Author, mother, and now loving grandmother, Sansanee Sitapan, recalls that in 1982 hamburgers and spaghetti were becoming well-known in Bangkok, and as a flight attendant, she was lucky enough to fly to the US, Sydney and London, where she got to sample KFC and McDonald’s before they arrived in Thailand. Sansanee speaks about movies in 1982.  They only watched a few western movies then, and many were quite old, like Mary Poppins.  The Thai moviemaker Prince Chatri Chalerm was famous and Sansanee’s favorite star at the time was a diva named Patravadi Mejudhon, who she still admires to this day. “And even in those days, people had to stand up in the cinema to pay tribute to the king,” says Sansanee, referring to the Thai ‘tradition’ of honoring the beloved monarch by standing through a filmed tribute, after which movie goers bow their heads and sit down to their movie, a coke and popcorn—still popular in the current times.

1982 saw families visiting shopping malls to cool down under the large fans and air conditioners, as very few homes were equipped with air conditioning in this era. “Another thing families would do was visit Dandaramit Amusement Park,” says a Scandinavian father who has also been in Bangkok since the ‘80s and used to take his children to the amusement park for fun.

A popular eatery, besides the ever-present street food in Bangkok, was Banana House restaurant on Silom road, which was well known for its royal, authentic Thai recipes.

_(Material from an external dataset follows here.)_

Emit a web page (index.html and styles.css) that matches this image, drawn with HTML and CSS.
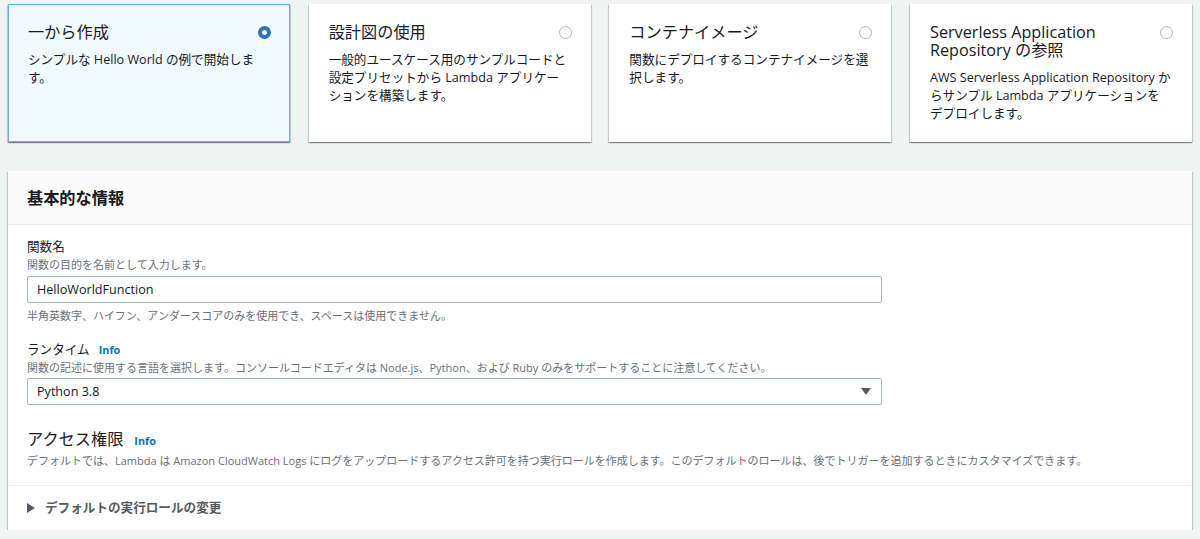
FILE: index.html
```html
<!DOCTYPE html>
<html lang="ja">
<head>
<meta charset="utf-8">
<link rel="stylesheet" href="styles.css">
</head>
<body>
<div class="tiles">
  <div class="tile selected">
    <div class="tile-head">
      <div class="tile-title">一から作成</div>
      <span class="radio on"></span>
    </div>
    <div class="tile-desc">シンプルな Hello World の例で開始します。</div>
  </div>
  <div class="tile">
    <div class="tile-head">
      <div class="tile-title">設計図の使用</div>
      <span class="radio"></span>
    </div>
    <div class="tile-desc">一般的ユースケース用のサンプルコードと設定プリセットから Lambda アプリケーションを構築します。</div>
  </div>
  <div class="tile">
    <div class="tile-head">
      <div class="tile-title">コンテナイメージ</div>
      <span class="radio"></span>
    </div>
    <div class="tile-desc">関数にデプロイするコンテナイメージを選択します。</div>
  </div>
  <div class="tile">
    <div class="tile-head">
      <div class="tile-title">Serverless Application Repository の参照</div>
      <span class="radio"></span>
    </div>
    <div class="tile-desc">AWS Serverless Application Repository からサンプル Lambda アプリケーションをデプロイします。</div>
  </div>
</div>

<div class="panel">
  <div class="panel-header">基本的な情報</div>
  <div class="panel-body">
    <div class="field">
      <div class="label">関数名</div>
      <div class="hint">関数の目的を名前として入力します。</div>
      <div class="input">HelloWorldFunction</div>
      <div class="hint constraint">半角英数字、ハイフン、アンダースコアのみを使用でき、スペースは使用できません。</div>
    </div>
    <div class="field runtime">
      <div class="label">ランタイム<a class="info">Info</a></div>
      <div class="hint">関数の記述に使用する言語を選択します。コンソールコードエディタは Node.js、Python、および Ruby のみをサポートすることに注意してください。</div>
      <div class="input select"><span>Python 3.8</span><span class="caret"></span></div>
    </div>
    <div class="field access">
      <div class="big-label">アクセス権限<a class="info">Info</a></div>
      <div class="hint">デフォルトでは、Lambda は Amazon CloudWatch Logs にログをアップロードするアクセス許可を持つ実行ロールを作成します。このデフォルトのロールは、後でトリガーを追加するときにカスタマイズできます。</div>
    </div>
  </div>
  <div class="expander"><span class="tri"></span>デフォルトの実行ロールの変更</div>
</div>
</body>
</html>
```

FILE: styles.css
```css
* { box-sizing: border-box; }
html, body { margin: 0; }
body {
  background: #f2f3f3;
  padding: 4px 8px 0;
  font-family: "Open Sans", "Noto Sans CJK JP", sans-serif;
  color: #16191f;
  font-size: 12.6px;
  line-height: 18px;
}
.tiles {
  display: grid;
  grid-template-columns: repeat(4, 1fr);
  column-gap: 18.7px;
}
.tile {
  height: 138px;
  background: #fff;
  border: 1px solid transparent;
  box-shadow: 0 1px 1px 0 rgba(0,28,36,.3), 1px 1px 1px 0 rgba(0,28,36,.15), -1px 1px 1px 0 rgba(0,28,36,.15);
  padding: 18px 18px 18px 19px;
}
.tile.selected {
  background: #f1faff;
  border-color: #5fb5d6;
}
.tile-head {
  display: flex;
  justify-content: space-between;
  align-items: flex-start;
  gap: 12px;
}
.tile-title {
  font-size: 16.2px;
  line-height: 18px;
}
.radio {
  flex: none;
  width: 13px;
  height: 13px;
  margin-top: 3px;
  border-radius: 50%;
  border: 1px solid #aab7b8;
  background: #fff;
}
.radio.on {
  border: 4px solid #2a73b8;
}
.tile-desc {
  margin-top: 10px;
  padding-right: 2px;
}
.panel {
  margin-top: 29px;
  background: #fff;
  box-shadow: 0 1px 1px 0 rgba(0,28,36,.3), 1px 1px 1px 0 rgba(0,28,36,.15), -1px 1px 1px 0 rgba(0,28,36,.15);
}
.panel-header {
  background: #fafafa;
  border-bottom: 1px solid #eaeded;
  padding: 18px 19px 17px;
  font-size: 16.2px;
  font-weight: bold;
  line-height: 18px;
}
.panel-body {
  padding: 13px 19px 17px;
  border-bottom: 1px solid #eaeded;
}
.label {
  line-height: 18px;
}
.hint {
  font-size: 11px;
  line-height: 14px;
  height: 14px;
  color: #687078;
  margin-top: 2px;
  white-space: nowrap;
}
.hint.constraint { margin-top: 6px; }
.input {
  margin-top: 4px;
  max-width: 855px;
  height: 27px;
  border: 1px solid #aab7b8;
  border-radius: 2px;
  padding: 0 9px;
  display: flex;
  align-items: center;
  font-size: 12.6px;
}
.select {
  margin-top: 3px;
  justify-content: space-between;
}
.caret {
  width: 0;
  height: 0;
  border-left: 5.5px solid transparent;
  border-right: 5.5px solid transparent;
  border-top: 7px solid #545b64;
  margin-right: 1px;
}
.runtime { margin-top: 18px; }
.access { margin-top: 25px; }
.access .hint { margin-top: 6px; }
.big-label {
  font-size: 16.2px;
  line-height: 18px;
}
.info {
  color: #0073bb;
  font-size: 10.8px;
  font-weight: bold;
  line-height: 1;
  margin-left: 9px;
}
.big-label .info { margin-left: 11px; }
.expander {
  padding: 13px 19px;
  line-height: 18px;
  font-weight: bold;
  color: #545b64;
  display: flex;
  align-items: center;
}
.tri {
  width: 0;
  height: 0;
  border-top: 5px solid transparent;
  border-bottom: 5px solid transparent;
  border-left: 8px solid #545b64;
  margin: 0 10px 0 0;
}
```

Long-time Thailand expat, Jean-Bernard, remembers Tamnak Thai restaurant, which he says was well ahead of its time because the venue was so big that servers went around on roller skates and radioed orders to the kitchen via walkie talkies!

There are tons of cool things baby boomers (people born between 1946 and 1964) and Gen Xers (people born between 1965 and 1980) will tell you about the world back then and how ‘rad’ Bangkok was in 1982. One of these ‘rad’ events was the birth of this very organization, BAMBI, started by Mel and her team of seven other moms who came together out of a need to socialize with like-minded individuals and for their babies to interact with each other in a fun setting. 

The word ‘bodacious’ used in the title comes from ‘bold’ and ‘audacious’ and was coined in 1982.  ‘Rad’ is short for ‘radical’ which describes something ‘good’.  

40 years on and Bangkok has already embraced and moved beyond everything 1982 and what the years in between brought with them.  Here’s to 40 more years of excellence, camaraderie and learning from each other.

Photo from Canva.

About the Author

Jaqui Deeon (also known as Celine) is BAMBI’s assistant editor and comes from a background in education where she taught nursery level students aged 1–3 years old in Bangkok and Hatyai.  She’s the mother of three sons and became a very young grandma to Frankie, pictured here with her. She studied Journalism and Public Relations and enjoys combining her teaching and writing skills.


The views expressed in the articles in this magazine are not necessarily those of BAMBI committee members and we assume no responsibility for them or their effects. BAMBI Magazine welcomes volunteer contributors to our magazine. Please contact editor@bambiweb.org.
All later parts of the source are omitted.